Return the lines where the word "screenshot" occurs.

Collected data

>>>

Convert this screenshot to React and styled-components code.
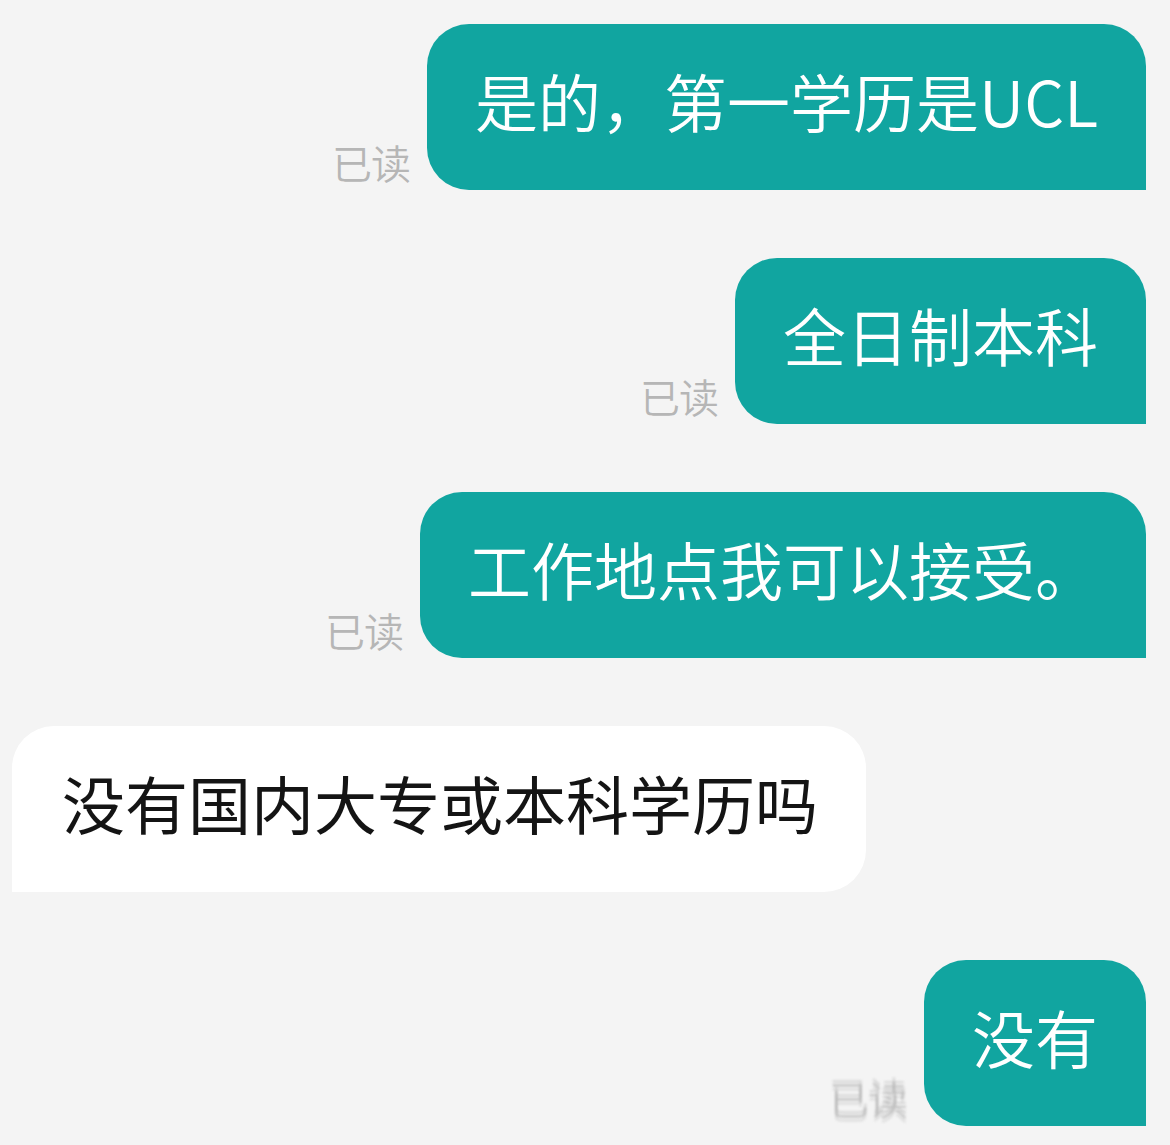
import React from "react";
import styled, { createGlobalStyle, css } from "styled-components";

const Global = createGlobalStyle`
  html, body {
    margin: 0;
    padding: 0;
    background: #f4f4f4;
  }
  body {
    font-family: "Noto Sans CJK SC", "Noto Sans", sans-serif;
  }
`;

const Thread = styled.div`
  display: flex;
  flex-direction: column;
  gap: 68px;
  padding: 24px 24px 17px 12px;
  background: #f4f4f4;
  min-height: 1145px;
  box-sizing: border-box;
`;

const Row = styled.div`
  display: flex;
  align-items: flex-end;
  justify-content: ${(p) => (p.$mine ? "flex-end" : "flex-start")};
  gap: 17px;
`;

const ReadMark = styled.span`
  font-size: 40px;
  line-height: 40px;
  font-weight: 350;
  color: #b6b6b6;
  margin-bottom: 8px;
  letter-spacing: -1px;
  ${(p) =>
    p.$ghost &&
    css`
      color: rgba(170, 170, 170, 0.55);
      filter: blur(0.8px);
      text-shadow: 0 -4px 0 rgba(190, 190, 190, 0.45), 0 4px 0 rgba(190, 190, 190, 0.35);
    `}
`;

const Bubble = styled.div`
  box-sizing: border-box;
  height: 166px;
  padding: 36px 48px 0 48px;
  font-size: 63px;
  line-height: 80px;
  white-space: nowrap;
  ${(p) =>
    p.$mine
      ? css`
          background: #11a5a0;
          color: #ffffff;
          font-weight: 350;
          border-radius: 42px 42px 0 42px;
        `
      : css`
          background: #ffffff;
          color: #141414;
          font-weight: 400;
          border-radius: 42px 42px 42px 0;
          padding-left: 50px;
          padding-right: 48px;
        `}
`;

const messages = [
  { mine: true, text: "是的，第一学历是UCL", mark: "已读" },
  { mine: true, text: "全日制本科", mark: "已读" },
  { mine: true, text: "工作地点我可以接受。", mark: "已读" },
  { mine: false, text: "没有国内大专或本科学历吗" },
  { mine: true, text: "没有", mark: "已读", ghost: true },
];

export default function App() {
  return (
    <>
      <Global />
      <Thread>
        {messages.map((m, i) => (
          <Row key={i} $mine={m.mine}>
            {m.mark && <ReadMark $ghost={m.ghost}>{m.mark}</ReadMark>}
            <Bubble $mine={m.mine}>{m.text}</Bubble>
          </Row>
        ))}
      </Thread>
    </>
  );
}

<<<
>>>

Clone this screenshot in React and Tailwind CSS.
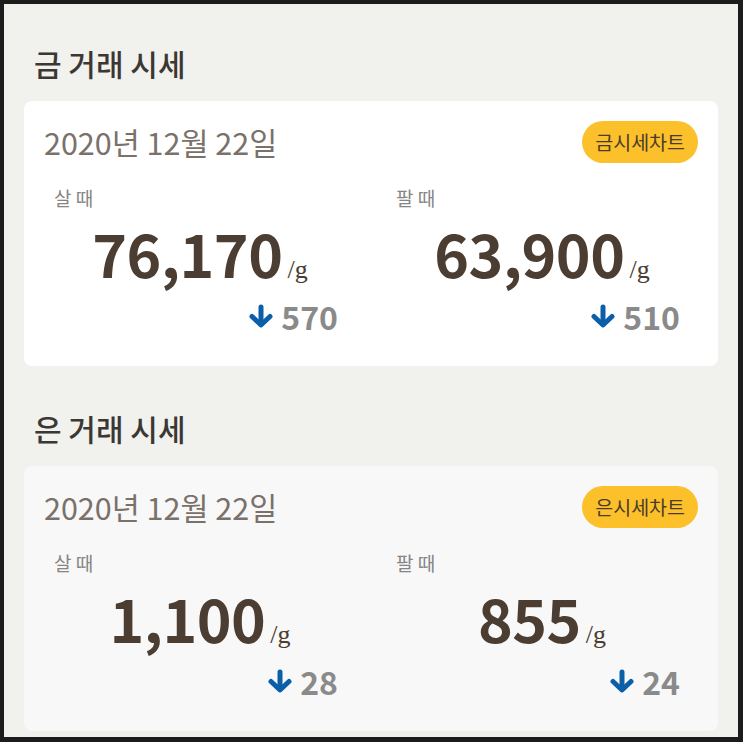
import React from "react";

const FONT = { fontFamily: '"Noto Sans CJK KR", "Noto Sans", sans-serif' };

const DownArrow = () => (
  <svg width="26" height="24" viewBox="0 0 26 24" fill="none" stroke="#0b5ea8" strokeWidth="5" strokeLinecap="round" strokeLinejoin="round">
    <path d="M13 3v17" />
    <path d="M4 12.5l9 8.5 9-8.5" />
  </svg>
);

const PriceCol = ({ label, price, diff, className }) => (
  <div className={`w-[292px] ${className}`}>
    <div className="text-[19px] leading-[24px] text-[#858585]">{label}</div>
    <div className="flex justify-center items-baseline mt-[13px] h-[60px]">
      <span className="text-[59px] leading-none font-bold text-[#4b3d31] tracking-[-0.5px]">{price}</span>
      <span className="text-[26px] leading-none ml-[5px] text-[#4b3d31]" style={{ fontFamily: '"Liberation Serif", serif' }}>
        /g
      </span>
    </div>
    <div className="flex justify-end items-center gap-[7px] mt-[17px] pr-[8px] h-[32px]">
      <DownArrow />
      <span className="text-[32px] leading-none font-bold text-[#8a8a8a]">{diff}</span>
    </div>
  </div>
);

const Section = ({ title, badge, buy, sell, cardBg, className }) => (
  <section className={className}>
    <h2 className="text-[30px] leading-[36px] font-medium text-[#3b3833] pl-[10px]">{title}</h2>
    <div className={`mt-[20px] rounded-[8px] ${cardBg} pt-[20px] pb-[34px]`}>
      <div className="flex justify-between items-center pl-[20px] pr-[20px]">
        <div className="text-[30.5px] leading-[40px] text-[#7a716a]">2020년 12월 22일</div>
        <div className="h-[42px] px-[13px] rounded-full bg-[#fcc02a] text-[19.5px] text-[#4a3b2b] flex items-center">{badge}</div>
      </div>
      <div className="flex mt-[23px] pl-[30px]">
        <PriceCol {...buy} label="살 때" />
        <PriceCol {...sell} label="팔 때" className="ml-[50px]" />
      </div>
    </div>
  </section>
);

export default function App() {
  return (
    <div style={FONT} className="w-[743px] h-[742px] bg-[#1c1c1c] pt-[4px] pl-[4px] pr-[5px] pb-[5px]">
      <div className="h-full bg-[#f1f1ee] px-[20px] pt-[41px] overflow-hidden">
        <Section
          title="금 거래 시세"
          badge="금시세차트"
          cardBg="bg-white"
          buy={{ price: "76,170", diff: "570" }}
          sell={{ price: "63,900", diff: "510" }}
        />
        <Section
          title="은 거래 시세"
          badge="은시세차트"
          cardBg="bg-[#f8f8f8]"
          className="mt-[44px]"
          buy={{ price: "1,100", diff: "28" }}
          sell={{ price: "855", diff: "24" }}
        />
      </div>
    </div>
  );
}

<<<
>>>

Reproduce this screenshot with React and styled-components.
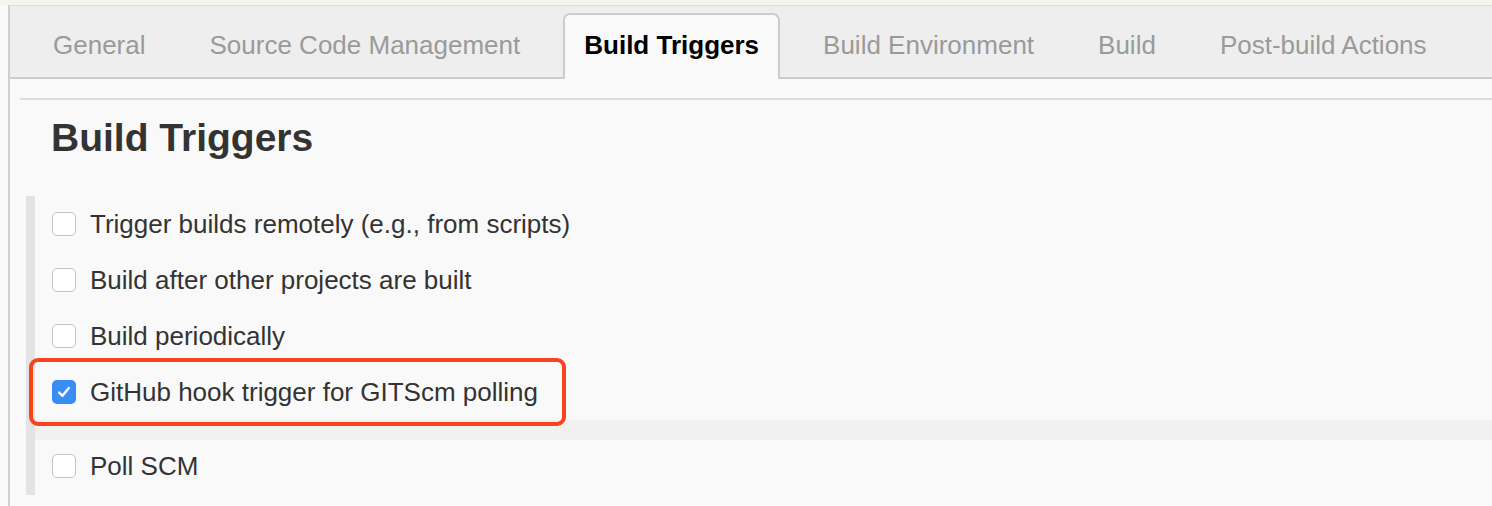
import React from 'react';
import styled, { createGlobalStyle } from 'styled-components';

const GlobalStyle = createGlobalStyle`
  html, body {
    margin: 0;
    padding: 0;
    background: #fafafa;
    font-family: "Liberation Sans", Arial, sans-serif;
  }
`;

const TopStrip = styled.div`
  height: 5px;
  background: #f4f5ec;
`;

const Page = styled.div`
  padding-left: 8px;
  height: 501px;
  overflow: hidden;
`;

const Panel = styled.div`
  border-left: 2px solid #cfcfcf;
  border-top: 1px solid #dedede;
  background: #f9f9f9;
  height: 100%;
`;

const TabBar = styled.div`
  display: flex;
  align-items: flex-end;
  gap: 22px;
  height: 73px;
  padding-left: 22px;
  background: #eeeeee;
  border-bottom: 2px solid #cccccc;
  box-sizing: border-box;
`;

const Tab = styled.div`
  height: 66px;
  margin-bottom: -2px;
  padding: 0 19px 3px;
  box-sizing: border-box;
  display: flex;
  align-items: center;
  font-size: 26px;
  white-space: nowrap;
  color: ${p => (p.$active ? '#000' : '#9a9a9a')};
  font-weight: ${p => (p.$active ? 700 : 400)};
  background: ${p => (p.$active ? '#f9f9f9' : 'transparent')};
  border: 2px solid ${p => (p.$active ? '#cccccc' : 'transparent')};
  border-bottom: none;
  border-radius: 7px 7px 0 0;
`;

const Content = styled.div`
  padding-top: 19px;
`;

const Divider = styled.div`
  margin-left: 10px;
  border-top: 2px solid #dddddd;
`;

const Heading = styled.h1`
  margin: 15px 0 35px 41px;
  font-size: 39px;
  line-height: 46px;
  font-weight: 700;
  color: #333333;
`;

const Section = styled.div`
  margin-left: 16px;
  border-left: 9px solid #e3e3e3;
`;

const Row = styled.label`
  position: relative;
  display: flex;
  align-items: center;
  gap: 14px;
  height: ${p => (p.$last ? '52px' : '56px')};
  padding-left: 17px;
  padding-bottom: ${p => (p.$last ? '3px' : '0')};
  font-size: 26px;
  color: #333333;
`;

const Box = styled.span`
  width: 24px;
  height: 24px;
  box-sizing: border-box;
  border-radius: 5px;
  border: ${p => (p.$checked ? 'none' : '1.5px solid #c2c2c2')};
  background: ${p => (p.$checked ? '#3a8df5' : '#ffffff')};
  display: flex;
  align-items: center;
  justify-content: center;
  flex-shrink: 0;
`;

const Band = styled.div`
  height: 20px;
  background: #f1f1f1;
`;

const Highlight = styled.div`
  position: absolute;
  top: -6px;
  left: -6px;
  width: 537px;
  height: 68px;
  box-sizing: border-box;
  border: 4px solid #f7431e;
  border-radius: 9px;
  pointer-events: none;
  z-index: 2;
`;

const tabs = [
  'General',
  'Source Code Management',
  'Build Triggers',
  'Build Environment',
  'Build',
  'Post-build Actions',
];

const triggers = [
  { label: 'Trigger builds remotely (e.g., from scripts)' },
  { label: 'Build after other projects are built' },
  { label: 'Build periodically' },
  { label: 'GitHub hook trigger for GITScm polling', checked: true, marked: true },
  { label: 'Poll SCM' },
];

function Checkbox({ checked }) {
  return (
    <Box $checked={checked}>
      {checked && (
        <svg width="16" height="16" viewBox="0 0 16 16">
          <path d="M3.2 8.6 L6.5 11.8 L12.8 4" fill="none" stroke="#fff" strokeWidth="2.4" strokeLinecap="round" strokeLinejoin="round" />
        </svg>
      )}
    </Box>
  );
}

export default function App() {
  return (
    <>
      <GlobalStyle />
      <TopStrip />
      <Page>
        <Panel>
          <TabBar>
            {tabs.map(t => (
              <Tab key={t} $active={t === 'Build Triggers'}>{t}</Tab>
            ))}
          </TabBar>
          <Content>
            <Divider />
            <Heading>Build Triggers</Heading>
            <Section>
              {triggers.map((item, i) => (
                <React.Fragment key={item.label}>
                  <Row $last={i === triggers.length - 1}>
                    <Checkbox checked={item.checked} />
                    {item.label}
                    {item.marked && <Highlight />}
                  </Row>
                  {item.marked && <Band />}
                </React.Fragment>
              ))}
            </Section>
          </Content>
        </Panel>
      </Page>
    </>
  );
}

<<<

* [EXERCISE RESULT]
Convert this screenshot to React and styled-components code.
Clone this screenshot in React and Tailwind CSS.
Reproduce this screenshot with React and styled-components.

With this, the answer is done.